BEGIN

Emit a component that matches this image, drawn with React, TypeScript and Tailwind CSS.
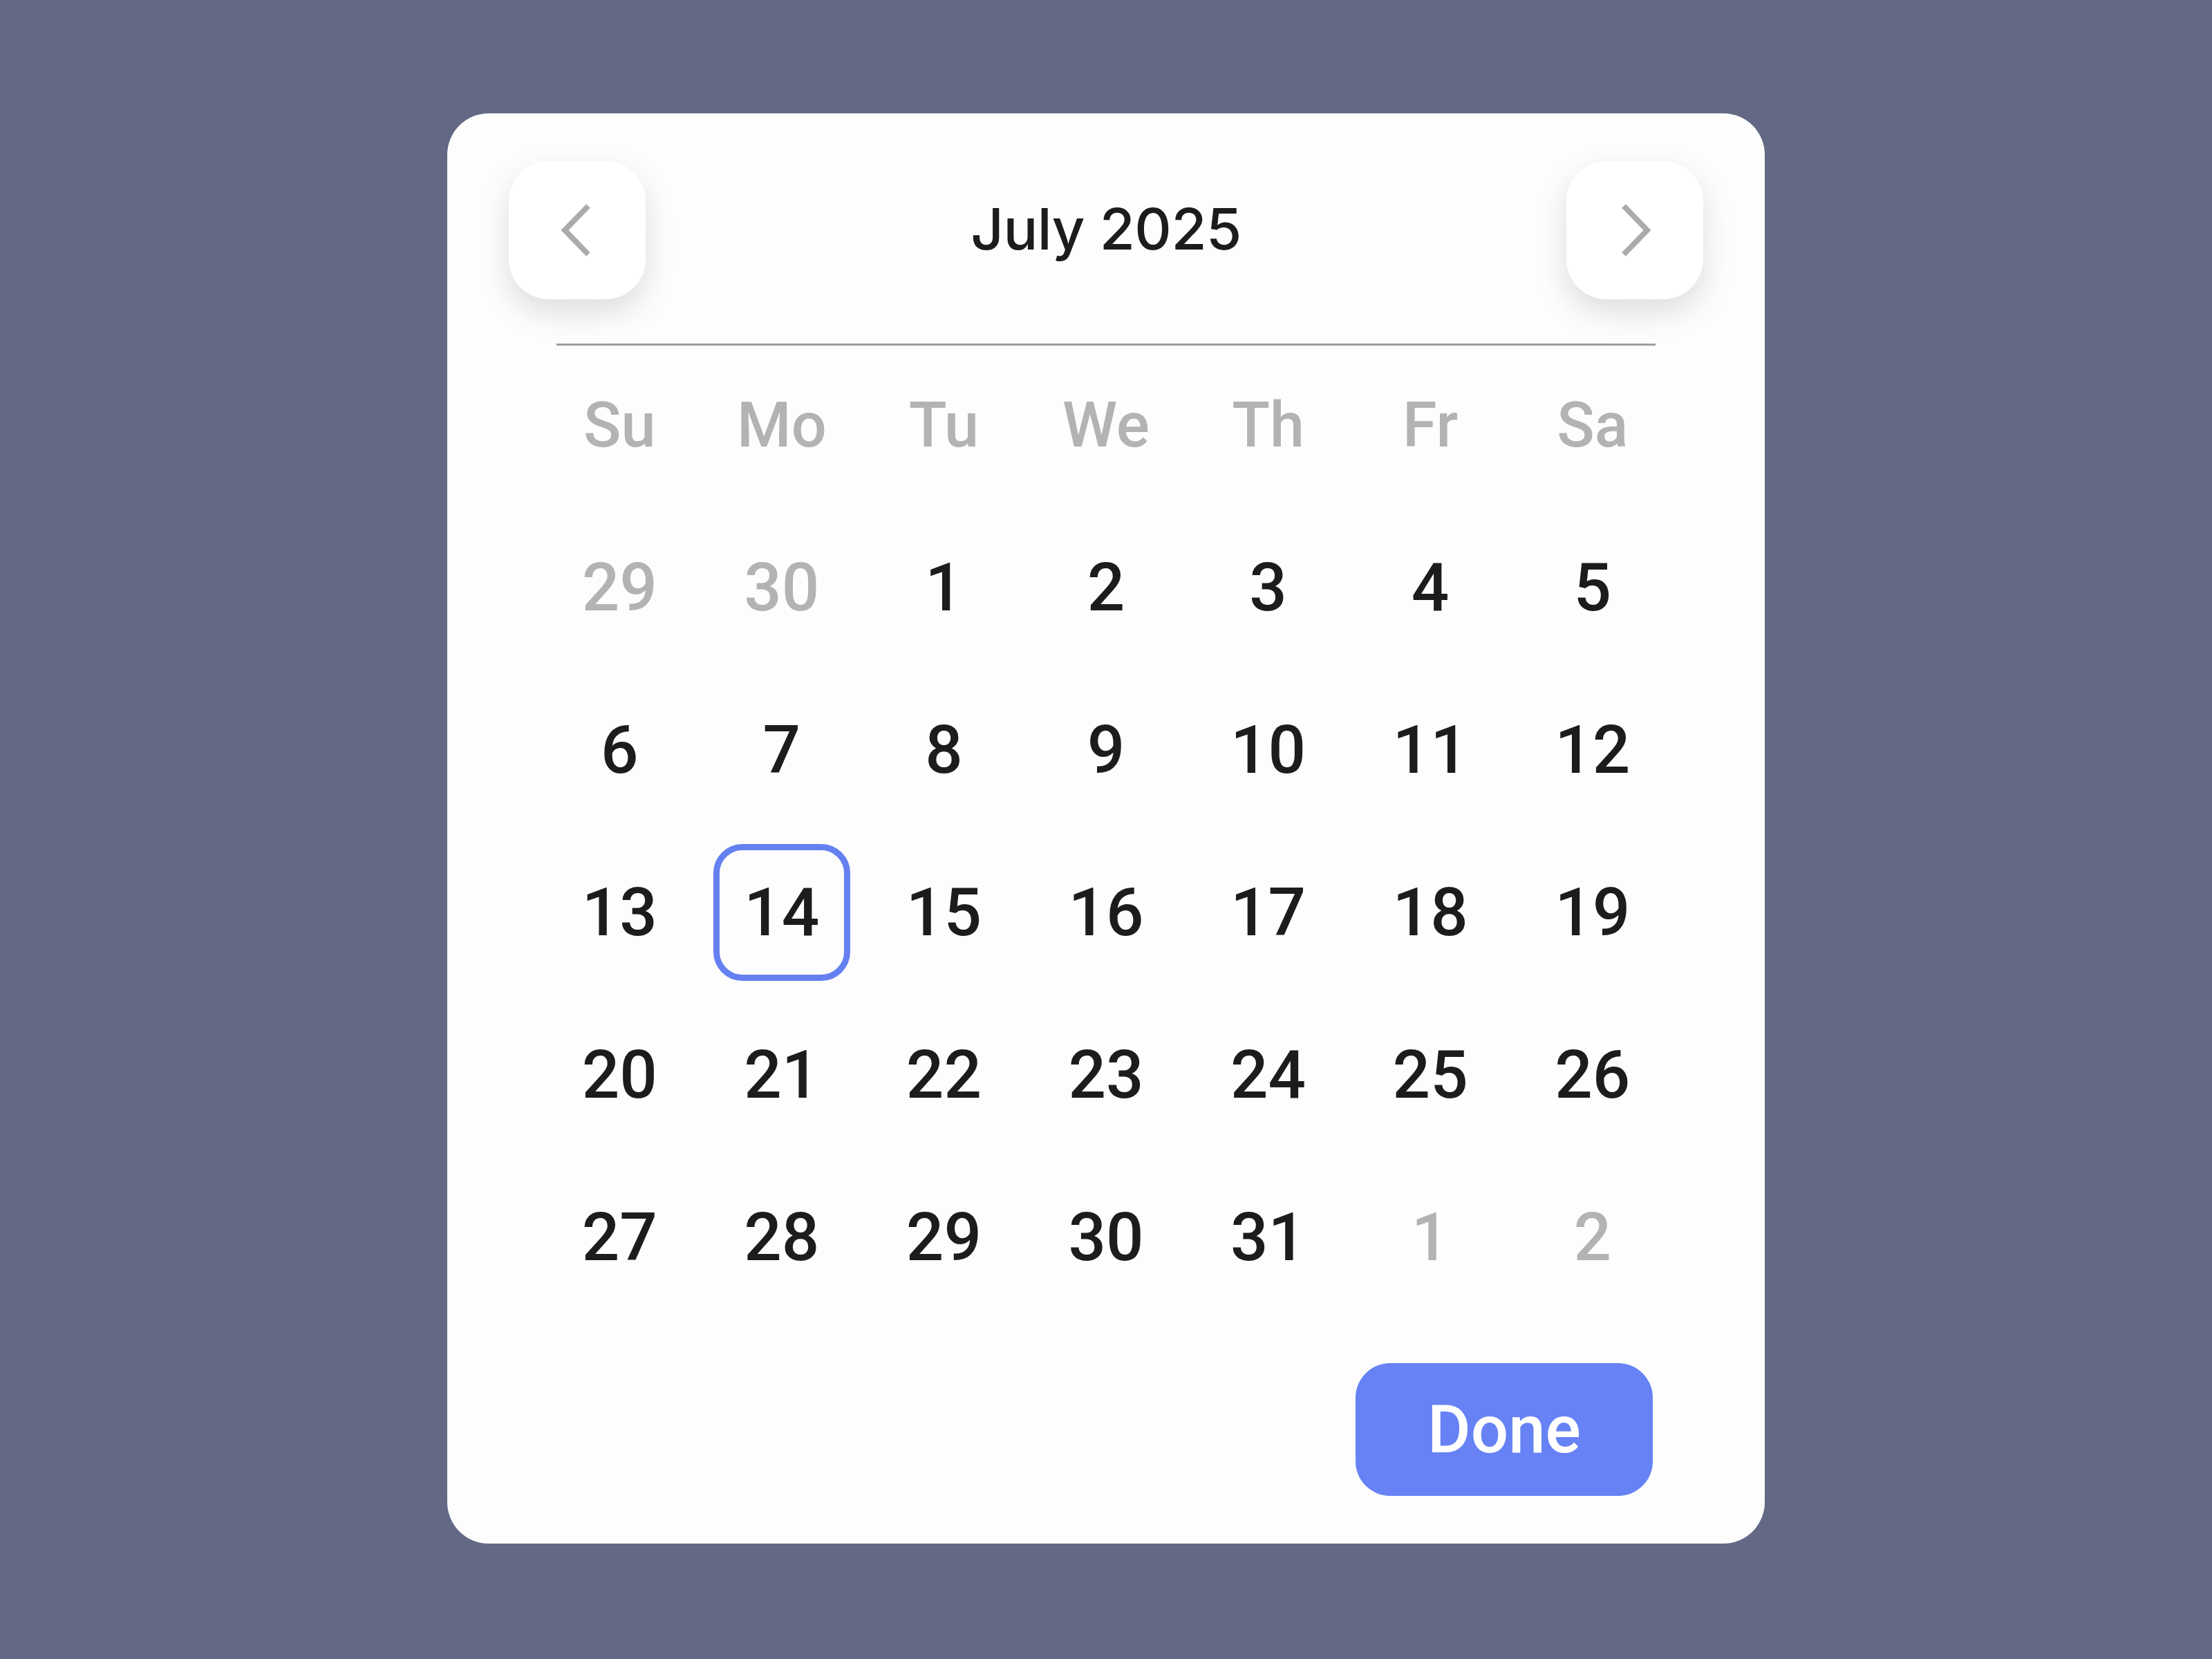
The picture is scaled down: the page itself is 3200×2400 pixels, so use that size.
import { useState } from 'react';

const weekdays = ['Su', 'Mo', 'Tu', 'We', 'Th', 'Fr', 'Sa'];

type Day = { n: number; muted?: boolean };

// July 2025 starts on a Tuesday, padded with the neighbouring months
const days: Day[] = [
  { n: 29, muted: true },
  { n: 30, muted: true },
  ...Array.from({ length: 31 }, (_, i) => ({ n: i + 1 })),
  { n: 1, muted: true },
  { n: 2, muted: true },
];

function Chevron({ dir }: { dir: 'left' | 'right' }) {
  const points = dir === 'right' ? '8,5 42,40 8,75' : '40,5 6,40 40,75';
  return (
    <svg width="48" height="80" viewBox="0 0 48 80" fill="none">
      <polyline points={points} stroke="#ababab" strokeWidth="8" strokeLinecap="butt" strokeLinejoin="miter" />
    </svg>
  );
}

function NavButton({ dir }: { dir: 'left' | 'right' }) {
  return (
    <button className="w-[198px] h-[200px] rounded-[58px] bg-white flex items-center justify-center shadow-[0_18px_44px_rgba(0,0,0,0.13)]">
      <Chevron dir={dir} />
    </button>
  );
}

export default function App() {
  const [selected, setSelected] = useState(14);

  return (
    <div className="min-h-screen w-full bg-[#636985] flex justify-center pt-[164px] font-['Roboto','Liberation_Sans',sans-serif]">
      <div className="w-[1906px] h-[2069px] rounded-[60px] bg-[#fdfdfd] px-[89px] pt-[69px] flex flex-col">
        <div className="h-[200px] flex items-center justify-between">
          <NavButton dir="left" />
          <h1 className="pb-[4px] text-[83px] leading-none font-medium text-[#1c1c1c] font-['Inter','Liberation_Sans',sans-serif] tracking-[-0.5px]">
            July 2025
          </h1>
          <NavButton dir="right" />
        </div>

        <div className="mt-[64px] mx-[69px] h-[3px] bg-[#9d9d9d]" />

        <div className="w-[1642px] mx-auto grid grid-cols-7">
          {weekdays.map((d) => (
            <div key={d} className="h-[235px] pb-[4px] flex items-center justify-center text-[90px] leading-none font-medium text-[#b3b3b3]">
              {d}
            </div>
          ))}
          {days.map((d, i) => {
            const isSel = !d.muted && d.n === selected;
            return (
              <div key={i} className="h-[235px] pb-[6px] flex items-center justify-center">
                <button
                  onClick={() => !d.muted && setSelected(d.n)}
                  className={
                    isSel
                      ? 'w-[198px] h-[198px] rounded-[42px] border-[9px] border-[#6580f0] flex items-center justify-center text-[96px] leading-none font-medium text-[#1c1c1c]'
                      : d.muted
                        ? 'w-[198px] h-[198px] flex items-center justify-center text-[96px] leading-none font-medium text-[#b3b3b3]'
                        : 'w-[198px] h-[198px] flex items-center justify-center text-[96px] leading-none font-medium text-[#1c1c1c]'
                  }
                >
                  {d.n}
                </button>
              </div>
            );
          })}
        </div>

        <div className="mt-[62px] pr-[73px] flex justify-end">
          <button className="w-[430px] h-[192px] rounded-[50px] bg-[#6682f4] text-white text-[96px] leading-none font-medium flex items-center justify-center">
            Done
          </button>
        </div>
      </div>
    </div>
  );
}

END

INSTRUCTIONS TO FOLLOW =
Retype the listing exactly. Pictures do not belong in the copy.

WRITTEN RESPONSE =
Emit a component that matches this image, drawn with React, TypeScript and Tailwind CSS.
The picture is scaled down: the page itself is 3200×2400 pixels, so use that size.
import { useState } from 'react';

const weekdays = ['Su', 'Mo', 'Tu', 'We', 'Th', 'Fr', 'Sa'];

type Day = { n: number; muted?: boolean };

// July 2025 starts on a Tuesday, padded with the neighbouring months
const days: Day[] = [
  { n: 29, muted: true },
  { n: 30, muted: true },
  ...Array.from({ length: 31 }, (_, i) => ({ n: i + 1 })),
  { n: 1, muted: true },
  { n: 2, muted: true },
];

function Chevron({ dir }: { dir: 'left' | 'right' }) {
  const points = dir === 'right' ? '8,5 42,40 8,75' : '40,5 6,40 40,75';
  return (
    <svg width="48" height="80" viewBox="0 0 48 80" fill="none">
      <polyline points={points} stroke="#ababab" strokeWidth="8" strokeLinecap="butt" strokeLinejoin="miter" />
    </svg>
  );
}

function NavButton({ dir }: { dir: 'left' | 'right' }) {
  return (
    <button className="w-[198px] h-[200px] rounded-[58px] bg-white flex items-center justify-center shadow-[0_18px_44px_rgba(0,0,0,0.13)]">
      <Chevron dir={dir} />
    </button>
  );
}

export default function App() {
  const [selected, setSelected] = useState(14);

  return (
    <div className="min-h-screen w-full bg-[#636985] flex justify-center pt-[164px] font-['Roboto','Liberation_Sans',sans-serif]">
      <div className="w-[1906px] h-[2069px] rounded-[60px] bg-[#fdfdfd] px-[89px] pt-[69px] flex flex-col">
        <div className="h-[200px] flex items-center justify-between">
          <NavButton dir="left" />
          <h1 className="pb-[4px] text-[83px] leading-none font-medium text-[#1c1c1c] font-['Inter','Liberation_Sans',sans-serif] tracking-[-0.5px]">
            July 2025
          </h1>
          <NavButton dir="right" />
        </div>

        <div className="mt-[64px] mx-[69px] h-[3px] bg-[#9d9d9d]" />

        <div className="w-[1642px] mx-auto grid grid-cols-7">
          {weekdays.map((d) => (
            <div key={d} className="h-[235px] pb-[4px] flex items-center justify-center text-[90px] leading-none font-medium text-[#b3b3b3]">
              {d}
            </div>
          ))}
          {days.map((d, i) => {
            const isSel = !d.muted && d.n === selected;
            return (
              <div key={i} className="h-[235px] pb-[6px] flex items-center justify-center">
                <button
                  onClick={() => !d.muted && setSelected(d.n)}
                  className={
                    isSel
                      ? 'w-[198px] h-[198px] rounded-[42px] border-[9px] border-[#6580f0] flex items-center justify-center text-[96px] leading-none font-medium text-[#1c1c1c]'
                      : d.muted
                        ? 'w-[198px] h-[198px] flex items-center justify-center text-[96px] leading-none font-medium text-[#b3b3b3]'
                        : 'w-[198px] h-[198px] flex items-center justify-center text-[96px] leading-none font-medium text-[#1c1c1c]'
                  }
                >
                  {d.n}
                </button>
              </div>
            );
          })}
        </div>

        <div className="mt-[62px] pr-[73px] flex justify-end">
          <button className="w-[430px] h-[192px] rounded-[50px] bg-[#6682f4] text-white text-[96px] leading-none font-medium flex items-center justify-center">
            Done
          </button>
        </div>
      </div>
    </div>
  );
}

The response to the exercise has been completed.